=== Written instruction ===
Copy each line holding the string "React".

* begin Data block *

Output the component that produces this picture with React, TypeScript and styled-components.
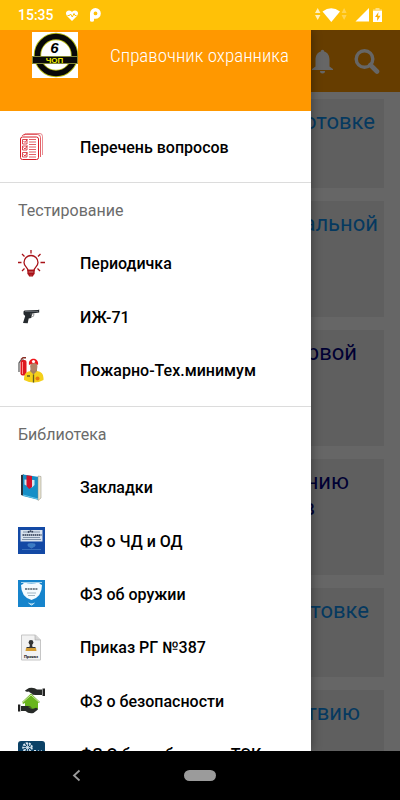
import React from "react";
import styled, { createGlobalStyle } from "styled-components";

const GlobalStyle = createGlobalStyle`
  * { box-sizing: border-box; }
  body { margin: 0; background: #fff; font-family: Roboto, sans-serif; }
  #root { height: 100vh; }
`;

const Screen = styled.div`
  display: flex;
  flex-direction: column;
  height: 100vh;
  overflow: hidden;
`;

const StatusBar = styled.header`
  display: flex;
  align-items: center;
  flex: none;
  height: 30px;
  padding: 0 18px;
  background: #ffc107;
  color: #fff;
`;

const Clock = styled.time`
  font-size: 14px;
  line-height: 16px;
  font-weight: 500;
  margin-right: 12px;
`;

const StatusIcons = styled.div<{ $end?: boolean }>`
  display: flex;
  align-items: center;
  gap: ${(p) => (p.$end ? 3 : 12)}px;
  margin-left: ${(p) => (p.$end ? "auto" : "0")};
`;

const Stage = styled.div`
  position: relative;
  flex: 1;
  min-height: 0;
  overflow: hidden;
`;

const Page = styled.main`
  height: 100%;
  overflow: hidden;
  background: #fff;
`;

const AppBar = styled.div`
  display: flex;
  align-items: center;
  justify-content: flex-end;
  gap: 20px;
  height: 62px;
  padding: 0 20px;
  background: #ff9800;
`;

const IconButton = styled.button`
  display: flex;
  padding: 0;
  border: 0;
  background: none;
`;

const Cards = styled.div`
  display: flex;
  flex-direction: column;
  gap: 13px;
  padding: 7px 16px;
`;

const Card = styled.a<{ $tall?: boolean; $visited?: boolean; $inset: number }>`
  flex: none;
  min-height: ${(p) => (p.$tall ? 116 : 89)}px;
  padding: 10px ${(p) => p.$inset}px 10px 16px;
  background: #ededed;
  color: ${(p) => (p.$visited ? "#000080" : "#0e90ee")};
  font-size: 22px;
  line-height: 26px;
  text-align: right;
  text-decoration: none;
`;

const CardLine = styled.span<{ $inset?: number }>`
  display: block;
  padding-right: ${(p) => p.$inset ?? 0}px;
`;

const Scrim = styled.div`
  position: absolute;
  inset: 0;
  background: rgba(0, 0, 0, 0.6);
`;

const Drawer = styled.aside`
  position: absolute;
  top: 0;
  bottom: 0;
  left: 0;
  width: 80%;
  max-width: 311px;
  overflow: hidden;
  background: #fff;
  box-shadow: 0 0 10px rgba(0, 0, 0, 0.4);
`;

const DrawerHeader = styled.div`
  display: flex;
  align-items: flex-start;
  gap: 32px;
  height: 81px;
  padding: 2px 16px 0 32px;
  background: #ff9800;

  svg { flex: none; }
`;

const DrawerTitle = styled.h1`
  margin: 0;
  padding-top: 12px;
  color: #fff;
  font-family: "Liberation Sans Narrow", "Roboto Condensed", Roboto, sans-serif;
  font-size: 19px;
  line-height: 24px;
  font-weight: 300;
  white-space: nowrap;
`;

const Group = styled.section<{ $height: number }>`
  display: grid;
  grid-auto-rows: 1fr;
  align-items: center;
  min-height: ${(p) => p.$height}px;
  padding: 0 18px 9px;

  &:first-child { padding-top: 9px; }
  & + & { border-top: 1px solid #dcdcdc; }
`;

const GroupTitle = styled.h2`
  margin: 0;
  padding-top: 2px;
  color: #6b6b6b;
  font-size: 16px;
  line-height: 20px;
  font-weight: 400;
`;

const Row = styled.a`
  display: flex;
  align-items: center;
  gap: 35px;
  color: #000;
  font-size: 16px;
  line-height: 20px;
  font-weight: 500;
  text-decoration: none;
  white-space: nowrap;

  svg { flex: none; }
`;

const RowLabel = styled.span`
  padding-top: 2px;
`;

const NavBar = styled.footer`
  display: grid;
  grid-template-columns: 1fr auto 1fr;
  align-items: center;
  flex: none;
  height: 49px;
  padding-left: 72px;
  padding-right: 72px;
  background: #000;
`;

const HomePill = styled.button`
  width: 32px;
  height: 11px;
  padding: 0;
  border: 0;
  border-radius: 6px;
  background: #9b9b9b;
`;

const Logo = () => (
  <svg width="46" height="46" viewBox="0 0 46 46" role="img" aria-label="6 ЧОП">
    <rect width="46" height="46" fill="#fff" />
    <circle cx="24" cy="23" r="18.5" fill="#fff" stroke="#b9bd18" strokeWidth="7.4" />
    <circle cx="24" cy="23" r="18.5" fill="none" stroke="#080808" strokeWidth="5.6" />
    <text x="22.5" y="21" textAnchor="middle" fontFamily="Liberation Sans" fontStyle="italic" fontWeight="700" fontSize="15">6</text>
    <rect x="0.5" y="24.5" width="45" height="7" fill="#0a0a0a" stroke="#83883a" />
    <text x="22.5" y="31" textAnchor="middle" fontFamily="Liberation Sans" fontWeight="700" fontSize="8" fill="#f0f000">ЧОП</text>
  </svg>
);

const HeartIcon = () => (
  <svg width="12" height="11" viewBox="0 0 12 11">
    <path d="M6 11 1 6C-1 3.500 0 .500 3 .500 4.500.500 5.500 1.300 6 2 6.500 1.300 7.500.500 9 .500c3 0 4 3 2 5.500Z" fill="#fff" />
    <path d="M1.500 5.500h2l1-1.500 1.800 3L8 3.500l1 2h1.500" fill="none" stroke="#ffc107" strokeWidth="1" />
  </svg>
);

const PIcon = () => (
  <svg width="11" height="14" viewBox="0 0 11 14">
    <path d="M0 12.500V5.500a5.400 5.400 0 1 1 5.400 5.300H4v1.700q0 1.300-2 1.300t-2-1.300ZM5.500 3.500a1.700 1.700 0 1 0 0 3.800A1.700 1.700 0 1 0 5.500 3.500Z" fill="#fff" fillRule="evenodd" />
  </svg>
);

const WifiIcon = () => (
  <svg width="32" height="14" viewBox="0 0 32 14">
    <path d="m0 5 2.700-5 2.700 5ZM0 7h5.400L2.700 12Z" fill="#fff" opacity=".75" />
    <path d="M7.500 3.500Q16.300-3 25 3.500L16.300 14Z" fill="#fff" />
    <path d="m26.600 5 2.500-5 2.500 5ZM26.600 7h5l-2.500 5Z" fill="#fff" opacity=".3" />
  </svg>
);

const SignalIcon = () => (
  <svg width="20" height="14" viewBox="0 0 20 14">
    <path d="M19 0v13.500H5.500Z" fill="#fff" />
  </svg>
);

const BatteryIcon = () => (
  <svg width="9" height="14" viewBox="0 0 9 14">
    <path d="M0 1.500h9V4H0ZM2.500 0h4v2h-4Z" fill="#fff" opacity=".5" />
    <path d="M0 3h9v11H0Z" fill="#fff" />
    <path d="M5.500 4 2 9h2.200v4L7.500 7.800H5Z" fill="#ffb000" />
  </svg>
);

const BellIcon = () => (
  <svg width="21" height="25" viewBox="0 0 21 25">
    <path d="M8.800 2.500a1.700 1.700 0 0 1 3.400 0C16 3.500 17.500 7 17.500 11v6.500L21 20v1H0v-1l3.500-2.500V11C3.500 7 5 3.500 8.800 2.500ZM8 22h5a2.500 2.500 0 0 1-5 0Z" fill="#fff" />
  </svg>
);

const SearchIcon = () => (
  <svg width="27" height="25" viewBox="0 0 27 25" fill="none" stroke="#fff">
    <circle cx="11.500" cy="10" r="8.300" strokeWidth="3.400" />
    <path d="m17.500 16 6.500 6.500" strokeWidth="4.600" strokeLinecap="round" />
  </svg>
);

const ListIcon = () => (
  <svg width="27" height="27" viewBox="0 0 27 27" fill="none" stroke="#d51c26">
    <path d="M6 2.500Q6.500 0 8.500.500H22q2.500 0 2.500 3V22" opacity=".5" />
    <path d="M4 3q.500-1.500 3-1.500h12.500q3 0 3 3V24" opacity=".7" />
    <rect x="2.500" y="4" width="18" height="22.500" rx="2" fill="#fff" />
    <path d="M4.500 6.500H9V11H4.500ZM4.500 13H9v4H4.500ZM4.500 19.500H9V24H4.500ZM5.500 8l1.500 1.500L9.500 6M5.500 14.500 7 16l2.500-3.500M5.500 21.500 7 23l2.500-3.500" strokeWidth=".8" />
    <path d="M11 6.500h7M11 9h7M11 11.500h7M11 14h7M11 16.500h7M11 19h7M11 21.500h7M11 24h7" opacity=".7" />
  </svg>
);

const BulbIcon = () => (
  <svg width="27" height="27" viewBox="0 0 27 27" fill="none" stroke="#a81117" strokeWidth="1.300">
    <path d="M10 20.500c0-3-4-4-4-8a7 7 0 0 1 14 0c0 4-4 5-4 8Z" />
    <path d="M10 20.500h6v3h-6ZM10.500 24h5l-1 1.800h-3Z" fill="#c35d60" />
    <path d="M13 0v3.500M4 4l2.500 2.500M22.500 4 20 6.500M0 12.500h3.500M22.500 12.500H27M4 21l2.500-2.500M22 21l-2.500-2.500" />
  </svg>
);

const GunIcon = () => (
  <svg width="27" height="27" viewBox="0 0 27 27">
    <path d="m5.500 8.500 1-1L20 7l1.200-.5v3l-7 1-1 4.500-2.500.5-1 4.800L5 20l2.200-7-1.700-1.700Z" fill="#252a2e" />
    <path d="M7 8.500h13" stroke="#6c7176" strokeWidth=".8" />
    <path d="M12 11h4q.5 3-3 3" fill="none" stroke="#777" strokeWidth=".7" />
  </svg>
);

const FireIcon = () => (
  <svg width="27" height="27" viewBox="0 0 27 27">
    <path d="M1 15V6l2-3h3" fill="none" stroke="#555" strokeWidth="1.200" />
    <rect x="2.500" y="3" width="6" height="15.500" rx="2" fill="#dd1720" />
    <path d="M4.500 5v12" stroke="#ff8f8f" />
    <path d="M3 2.500 5 .8h3" stroke="#8a3027" strokeWidth="1.500" fill="none" />
    <path d="M6 21q0-6 6.500-7h6.500q6.500 1 6.500 7v2q-9.500 5-19.500 0Z" fill="#f4d01b" />
    <path d="m12 14 3.500 3.500L19 14v-3h-6Z" fill="#a58162" />
    <ellipse cx="15.800" cy="9.500" rx="3.600" ry="4.500" fill="#b08469" />
    <path d="M11 8C9.500-.5 21.500-.5 20 8l-3-2-3 .5Z" fill="#ef161b" />
    <circle cx="15.500" cy="4.500" r="1.600" fill="#fff" />
    <path d="M15.500 17.500v8M9 19h3" stroke="#625b25" strokeWidth="1.300" />
    <circle cx="19.500" cy="21.500" r="2" fill="#e77810" />
  </svg>
);

const BookIcon = () => (
  <svg width="27" height="27" viewBox="0 0 27 27">
    <path d="m3 1 3-.5V22l-3-1Z" fill="#28343e" />
    <path d="m5 .5 16 2.500v23L5 22Z" fill="#168fc7" />
    <path d="m20 2 3 .5V24l-3 2.500Z" fill="#ece6d3" stroke="#8b887b" strokeWidth=".5" />
    <path d="m5 21 15 4" stroke="#68c5e6" />
    <path d="M6.500 5.500 16.500 6v5l-2.500 2.500-4-1-3.500-2Z" fill="#d4e6ee" />
    <path d="M8.500 1.200 14 2v11l-2.800 2L8.500 12Z" fill="#d1122b" />
  </svg>
);

const BlueBookIcon = () => (
  <svg width="27" height="27" viewBox="0 0 27 27">
    <path d="M0 0h27v27H0Z" fill="#1349a5" />
    <path d="M2.500 3h22v11.500h-22Z" fill="#d8e2ee" />
    <path d="M5 5h17M5 10.500h17M4 12.500h19" stroke="#687c95" strokeWidth=".8" />
    <path d="M4.500 8h19M10 5.500q3-3 5 0" stroke="#29364f" strokeWidth="1.600" strokeDasharray="1.500 .5" fill="none" />
    <path d="M10 17q3-1 7 0v2l-3.500 2L10 19ZM4 22.500h19" fill="#387cc6" stroke="#4a80c4" strokeWidth=".7" />
  </svg>
);

const ShieldBookIcon = () => (
  <svg width="27" height="27" viewBox="0 0 27 27">
    <path d="M0 0h27v27H0Z" fill="#1684cc" />
    <path d="M3 5q2.500-1 3-2.500 7 2 15 0 .500 1.500 3 2.500 0 12-10.500 15Q3 17 3 5Z" fill="#f4fbff" />
    <path d="M3 2.500h21" stroke="#a5d4ed" />
    <path d="M7 9h13" stroke="#52606a" strokeWidth="1.300" strokeDasharray="2 .6" />
    <path d="M9 13h9M10 15.500h7" stroke="#8ba4b3" strokeWidth=".8" />
    <path d="m10.500 23 1.500 1h3l1.500-1M12 24l1.500 1 1.500-1" stroke="#d2edf9" fill="none" />
  </svg>
);

const StampIcon = () => (
  <svg width="27" height="27" viewBox="0 0 27 27">
    <path d="M3.500 1h14l5 5v20h-19Z" fill="#f2f2f2" stroke="#c6c6c6" />
    <path d="M17 1v5h5.500" fill="#d6d6d6" stroke="#aaa" strokeWidth=".6" />
    <circle cx="13" cy="8.500" r="2.400" fill="#343434" />
    <path d="M12 10h2l.5 3h3v2h-9v-2h3Z" fill="#343434" />
    <path d="M8 14h10l.5 3h-11Z" fill="#d39b31" />
    <text x="13" y="24" textAnchor="middle" fontFamily="Liberation Sans" fontWeight="700" fontSize="4">Приказ</text>
  </svg>
);

const HandsIcon = () => (
  <svg width="27" height="27" viewBox="0 0 27 27">
    <path d="m4 15 9-8.500L22 15l-2 1v6H7v-6l-2 1Z" fill="#69b51c" />
    <path d="M4 16 13 8l9 8" fill="none" stroke="#d1e7ac" strokeWidth="1" />
    <path d="M7 3.500 11 1q5-1 8 1.500h5V8h-5q-4 .5-6-1.500h4q-5 0-6-2-3 1-4-1Z" fill="#272a28" />
    <path d="M24.500 1.500H27V9h-2.500Z" fill="#222" />
    <path d="M20 22.500 15.500 26q-5 1-8-2H3v-5h5q4-.5 6 1.500h-4q3.500 1.500 6 1 3-2 4 1Z" fill="#272a28" />
    <path d="M0 17.500h2.300v7H0Z" fill="#222" />
  </svg>
);

const EnergyIcon = () => (
  <svg width="27" height="27" viewBox="0 0 27 27">
    <rect width="27" height="27" rx="3" fill="#0b4166" />
    <circle cx="9.500" cy="6.500" r="4.300" fill="none" stroke="#d9e7f1" strokeWidth="2" strokeDasharray="2 1" />
    <path d="M9.500 2v9M5 6.500h9M6.500 3.500l6 6M12.500 3.500l-6 6" stroke="#d9e7f1" strokeWidth=".8" />
    <path d="M16 18V9h2v2l3-2v2l3-2v9Z" fill="#d9e7f1" />
  </svg>
);

const BackIcon = () => (
  <svg width="9" height="13" viewBox="0 0 9 13" fill="none" stroke="#9b9b9b" strokeWidth="1.800">
    <path d="M7.500 1.500 2 6.500l5.500 5" />
  </svg>
);

interface CardData {
  lines: { text: string; inset?: number }[];
  tall?: boolean;
  visited?: boolean;
  inset: number;
}

const cards: CardData[] = [
  { lines: [{ text: "подготовке" }], inset: 9 },
  { lines: [{ text: "специальной" }], tall: true, inset: 6 },
  { lines: [{ text: "первой" }], tall: true, visited: true, inset: 27 },
  { lines: [{ text: "применению" }, { text: "в", inset: 34 }], tall: true, visited: true, inset: 35 },
  { lines: [{ text: "подготовке" }], inset: 15 },
  { lines: [{ text: "действию" }], tall: true, inset: 24 },
];

interface GroupData {
  title?: string;
  height: number;
  items: [string, React.ComponentType][];
}

const groups: GroupData[] = [
  { height: 71, items: [["Перечень вопросов", ListIcon]] },
  {
    title: "Тестирование",
    height: 224,
    items: [["Периодичка", BulbIcon], ["ИЖ-71", GunIcon], ["Пожарно-Тех.минимум", FireIcon]],
  },
  {
    title: "Библиотека",
    height: 384,
    items: [
      ["Закладки", BookIcon],
      ["ФЗ о ЧД и ОД", BlueBookIcon],
      ["ФЗ об оружии", ShieldBookIcon],
      ["Приказ РГ №387", StampIcon],
      ["ФЗ о безопасности", HandsIcon],
      ["ФЗ О без. объектов ТЭК", EnergyIcon],
    ],
  },
];

export default function App() {
  return (
    <>
      <GlobalStyle />
      <Screen>
        <StatusBar>
          <Clock>15:35</Clock>
          <StatusIcons>
            <HeartIcon />
            <PIcon />
          </StatusIcons>
          <StatusIcons $end>
            <WifiIcon />
            <SignalIcon />
            <BatteryIcon />
          </StatusIcons>
        </StatusBar>
        <Stage>
          <Page>
            <AppBar>
              <IconButton aria-label="Уведомления"><BellIcon /></IconButton>
              <IconButton aria-label="Поиск"><SearchIcon /></IconButton>
            </AppBar>
            <Cards>
              {cards.map((card, i) => (
                <Card key={i} href="#" $tall={card.tall} $visited={card.visited} $inset={card.inset}>
                  {card.lines.map((line) => (
                    <CardLine key={line.text} $inset={line.inset}>{line.text}</CardLine>
                  ))}
                </Card>
              ))}
            </Cards>
          </Page>
          <Scrim />
          <Drawer>
            <DrawerHeader>
              <Logo />
              <DrawerTitle>Справочник охранника</DrawerTitle>
            </DrawerHeader>
            <nav>
              {groups.map((group) => (
                <Group key={group.height} $height={group.height}>
                  {group.title && <GroupTitle>{group.title}</GroupTitle>}
                  {group.items.map(([label, Icon]) => (
                    <Row key={label} href="#">
                      <Icon />
                      <RowLabel>{label}</RowLabel>
                    </Row>
                  ))}
                </Group>
              ))}
            </nav>
          </Drawer>
        </Stage>
        <NavBar>
          <IconButton aria-label="Назад"><BackIcon /></IconButton>
          <HomePill aria-label="Домой" />
        </NavBar>
      </Screen>
    </>
  );
}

* end Data block *

=== Answer to this task ===
Output the component that produces this picture with React, TypeScript and styled-components.
import React from "react";
  items: [string, React.ComponentType][];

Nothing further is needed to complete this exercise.